Brief: Repeat all of the material below exactly as written, images excluded.

Dataset section:
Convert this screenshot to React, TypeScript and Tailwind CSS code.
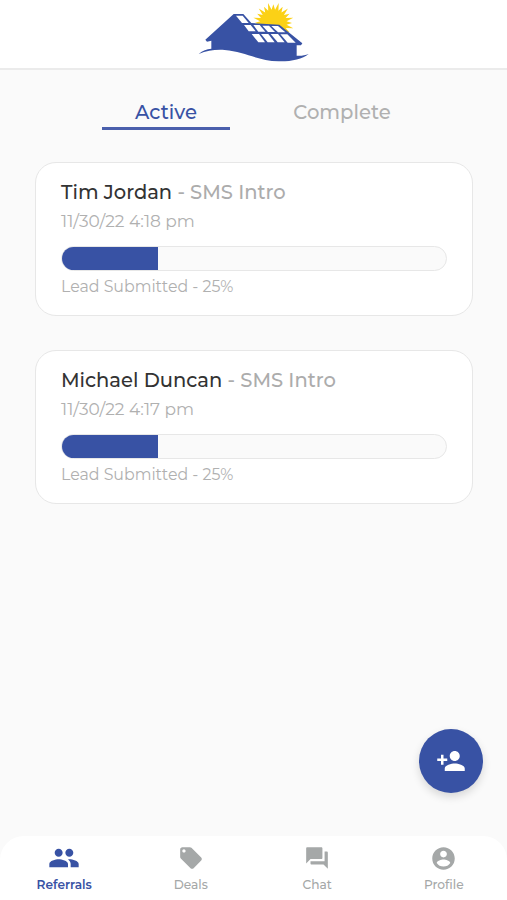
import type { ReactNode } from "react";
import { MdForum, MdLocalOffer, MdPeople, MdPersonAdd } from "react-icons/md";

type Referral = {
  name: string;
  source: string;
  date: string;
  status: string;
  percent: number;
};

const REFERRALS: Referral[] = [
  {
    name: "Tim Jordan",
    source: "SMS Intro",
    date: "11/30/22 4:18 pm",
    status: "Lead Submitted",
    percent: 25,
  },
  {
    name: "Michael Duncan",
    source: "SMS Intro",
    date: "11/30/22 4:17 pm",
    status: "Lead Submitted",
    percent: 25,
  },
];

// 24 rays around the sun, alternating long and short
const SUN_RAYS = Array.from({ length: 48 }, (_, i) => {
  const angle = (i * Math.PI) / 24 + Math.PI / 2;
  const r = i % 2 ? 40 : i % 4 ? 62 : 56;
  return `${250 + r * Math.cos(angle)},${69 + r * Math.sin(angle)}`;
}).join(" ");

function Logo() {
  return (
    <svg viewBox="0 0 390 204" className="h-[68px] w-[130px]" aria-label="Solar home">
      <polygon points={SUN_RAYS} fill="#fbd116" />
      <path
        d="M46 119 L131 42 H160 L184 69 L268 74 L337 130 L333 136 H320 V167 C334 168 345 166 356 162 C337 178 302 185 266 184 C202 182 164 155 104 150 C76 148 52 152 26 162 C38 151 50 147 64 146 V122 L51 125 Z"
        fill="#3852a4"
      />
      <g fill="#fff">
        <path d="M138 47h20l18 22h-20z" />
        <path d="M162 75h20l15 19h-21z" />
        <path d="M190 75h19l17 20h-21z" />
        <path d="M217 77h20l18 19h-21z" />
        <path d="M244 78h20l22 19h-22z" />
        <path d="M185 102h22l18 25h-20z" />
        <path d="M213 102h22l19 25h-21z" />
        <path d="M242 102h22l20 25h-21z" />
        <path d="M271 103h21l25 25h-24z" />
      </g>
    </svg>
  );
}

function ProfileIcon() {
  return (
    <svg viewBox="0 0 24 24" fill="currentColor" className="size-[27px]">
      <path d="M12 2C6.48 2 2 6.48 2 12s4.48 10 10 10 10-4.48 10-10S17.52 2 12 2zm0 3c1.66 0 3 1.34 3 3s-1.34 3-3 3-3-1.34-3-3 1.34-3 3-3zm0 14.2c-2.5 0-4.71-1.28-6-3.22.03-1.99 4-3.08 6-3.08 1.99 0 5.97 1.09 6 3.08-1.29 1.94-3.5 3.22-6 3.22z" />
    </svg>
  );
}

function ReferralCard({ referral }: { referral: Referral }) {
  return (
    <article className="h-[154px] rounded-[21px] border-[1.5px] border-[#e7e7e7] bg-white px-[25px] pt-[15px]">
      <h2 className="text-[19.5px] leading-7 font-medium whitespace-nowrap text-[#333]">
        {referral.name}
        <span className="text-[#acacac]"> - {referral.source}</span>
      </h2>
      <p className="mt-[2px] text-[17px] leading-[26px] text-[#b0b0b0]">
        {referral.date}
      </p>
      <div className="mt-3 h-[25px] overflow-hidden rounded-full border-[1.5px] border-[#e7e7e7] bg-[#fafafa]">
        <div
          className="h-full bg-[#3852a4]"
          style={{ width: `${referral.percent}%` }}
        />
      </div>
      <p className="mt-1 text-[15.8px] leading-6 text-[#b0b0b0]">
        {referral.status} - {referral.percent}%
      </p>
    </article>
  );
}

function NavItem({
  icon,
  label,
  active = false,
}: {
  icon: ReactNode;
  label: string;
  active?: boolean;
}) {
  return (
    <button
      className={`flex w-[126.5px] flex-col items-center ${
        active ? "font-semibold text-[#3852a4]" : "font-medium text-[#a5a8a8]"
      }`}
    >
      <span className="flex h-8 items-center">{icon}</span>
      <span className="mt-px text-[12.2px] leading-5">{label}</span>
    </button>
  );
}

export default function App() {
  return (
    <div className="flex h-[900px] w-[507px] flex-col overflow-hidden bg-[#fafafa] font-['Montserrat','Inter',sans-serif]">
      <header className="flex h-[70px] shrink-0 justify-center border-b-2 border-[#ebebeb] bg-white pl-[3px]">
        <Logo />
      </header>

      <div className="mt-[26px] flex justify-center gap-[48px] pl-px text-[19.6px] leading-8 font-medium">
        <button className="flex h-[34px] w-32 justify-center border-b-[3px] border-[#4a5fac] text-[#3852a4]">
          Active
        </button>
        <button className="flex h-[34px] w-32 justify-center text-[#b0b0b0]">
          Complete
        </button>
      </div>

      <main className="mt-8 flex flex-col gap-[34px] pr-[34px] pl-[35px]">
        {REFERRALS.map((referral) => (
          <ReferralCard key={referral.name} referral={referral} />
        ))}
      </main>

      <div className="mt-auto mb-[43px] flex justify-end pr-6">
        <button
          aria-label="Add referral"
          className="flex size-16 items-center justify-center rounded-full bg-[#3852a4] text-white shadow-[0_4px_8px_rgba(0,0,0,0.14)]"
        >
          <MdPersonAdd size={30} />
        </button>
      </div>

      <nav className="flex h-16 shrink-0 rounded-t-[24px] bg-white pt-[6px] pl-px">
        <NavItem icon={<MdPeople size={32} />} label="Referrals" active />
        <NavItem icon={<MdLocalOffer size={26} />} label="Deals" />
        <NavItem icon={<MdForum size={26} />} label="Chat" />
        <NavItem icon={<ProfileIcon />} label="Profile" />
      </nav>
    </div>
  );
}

Task result:
Convert this screenshot to React, TypeScript and Tailwind CSS code.
import type { ReactNode } from "react";
import { MdForum, MdLocalOffer, MdPeople, MdPersonAdd } from "react-icons/md";

type Referral = {
  name: string;
  source: string;
  date: string;
  status: string;
  percent: number;
};

const REFERRALS: Referral[] = [
  {
    name: "Tim Jordan",
    source: "SMS Intro",
    date: "11/30/22 4:18 pm",
    status: "Lead Submitted",
    percent: 25,
  },
  {
    name: "Michael Duncan",
    source: "SMS Intro",
    date: "11/30/22 4:17 pm",
    status: "Lead Submitted",
    percent: 25,
  },
];

// 24 rays around the sun, alternating long and short
const SUN_RAYS = Array.from({ length: 48 }, (_, i) => {
  const angle = (i * Math.PI) / 24 + Math.PI / 2;
  const r = i % 2 ? 40 : i % 4 ? 62 : 56;
  return `${250 + r * Math.cos(angle)},${69 + r * Math.sin(angle)}`;
}).join(" ");

function Logo() {
  return (
    <svg viewBox="0 0 390 204" className="h-[68px] w-[130px]" aria-label="Solar home">
      <polygon points={SUN_RAYS} fill="#fbd116" />
      <path
        d="M46 119 L131 42 H160 L184 69 L268 74 L337 130 L333 136 H320 V167 C334 168 345 166 356 162 C337 178 302 185 266 184 C202 182 164 155 104 150 C76 148 52 152 26 162 C38 151 50 147 64 146 V122 L51 125 Z"
        fill="#3852a4"
      />
      <g fill="#fff">
        <path d="M138 47h20l18 22h-20z" />
        <path d="M162 75h20l15 19h-21z" />
        <path d="M190 75h19l17 20h-21z" />
        <path d="M217 77h20l18 19h-21z" />
        <path d="M244 78h20l22 19h-22z" />
        <path d="M185 102h22l18 25h-20z" />
        <path d="M213 102h22l19 25h-21z" />
        <path d="M242 102h22l20 25h-21z" />
        <path d="M271 103h21l25 25h-24z" />
      </g>
    </svg>
  );
}

function ProfileIcon() {
  return (
    <svg viewBox="0 0 24 24" fill="currentColor" className="size-[27px]">
      <path d="M12 2C6.48 2 2 6.48 2 12s4.48 10 10 10 10-4.48 10-10S17.52 2 12 2zm0 3c1.66 0 3 1.34 3 3s-1.34 3-3 3-3-1.34-3-3 1.34-3 3-3zm0 14.2c-2.5 0-4.71-1.28-6-3.22.03-1.99 4-3.08 6-3.08 1.99 0 5.97 1.09 6 3.08-1.29 1.94-3.5 3.22-6 3.22z" />
    </svg>
  );
}

function ReferralCard({ referral }: { referral: Referral }) {
  return (
    <article className="h-[154px] rounded-[21px] border-[1.5px] border-[#e7e7e7] bg-white px-[25px] pt-[15px]">
      <h2 className="text-[19.5px] leading-7 font-medium whitespace-nowrap text-[#333]">
        {referral.name}
        <span className="text-[#acacac]"> - {referral.source}</span>
      </h2>
      <p className="mt-[2px] text-[17px] leading-[26px] text-[#b0b0b0]">
        {referral.date}
      </p>
      <div className="mt-3 h-[25px] overflow-hidden rounded-full border-[1.5px] border-[#e7e7e7] bg-[#fafafa]">
        <div
          className="h-full bg-[#3852a4]"
          style={{ width: `${referral.percent}%` }}
        />
      </div>
      <p className="mt-1 text-[15.8px] leading-6 text-[#b0b0b0]">
        {referral.status} - {referral.percent}%
      </p>
    </article>
  );
}

function NavItem({
  icon,
  label,
  active = false,
}: {
  icon: ReactNode;
  label: string;
  active?: boolean;
}) {
  return (
    <button
      className={`flex w-[126.5px] flex-col items-center ${
        active ? "font-semibold text-[#3852a4]" : "font-medium text-[#a5a8a8]"
      }`}
    >
      <span className="flex h-8 items-center">{icon}</span>
      <span className="mt-px text-[12.2px] leading-5">{label}</span>
    </button>
  );
}

export default function App() {
  return (
    <div className="flex h-[900px] w-[507px] flex-col overflow-hidden bg-[#fafafa] font-['Montserrat','Inter',sans-serif]">
      <header className="flex h-[70px] shrink-0 justify-center border-b-2 border-[#ebebeb] bg-white pl-[3px]">
        <Logo />
      </header>

      <div className="mt-[26px] flex justify-center gap-[48px] pl-px text-[19.6px] leading-8 font-medium">
        <button className="flex h-[34px] w-32 justify-center border-b-[3px] border-[#4a5fac] text-[#3852a4]">
          Active
        </button>
        <button className="flex h-[34px] w-32 justify-center text-[#b0b0b0]">
          Complete
        </button>
      </div>

      <main className="mt-8 flex flex-col gap-[34px] pr-[34px] pl-[35px]">
        {REFERRALS.map((referral) => (
          <ReferralCard key={referral.name} referral={referral} />
        ))}
      </main>

      <div className="mt-auto mb-[43px] flex justify-end pr-6">
        <button
          aria-label="Add referral"
          className="flex size-16 items-center justify-center rounded-full bg-[#3852a4] text-white shadow-[0_4px_8px_rgba(0,0,0,0.14)]"
        >
          <MdPersonAdd size={30} />
        </button>
      </div>

      <nav className="flex h-16 shrink-0 rounded-t-[24px] bg-white pt-[6px] pl-px">
        <NavItem icon={<MdPeople size={32} />} label="Referrals" active />
        <NavItem icon={<MdLocalOffer size={26} />} label="Deals" />
        <NavItem icon={<MdForum size={26} />} label="Chat" />
        <NavItem icon={<ProfileIcon />} label="Profile" />
      </nav>
    </div>
  );
}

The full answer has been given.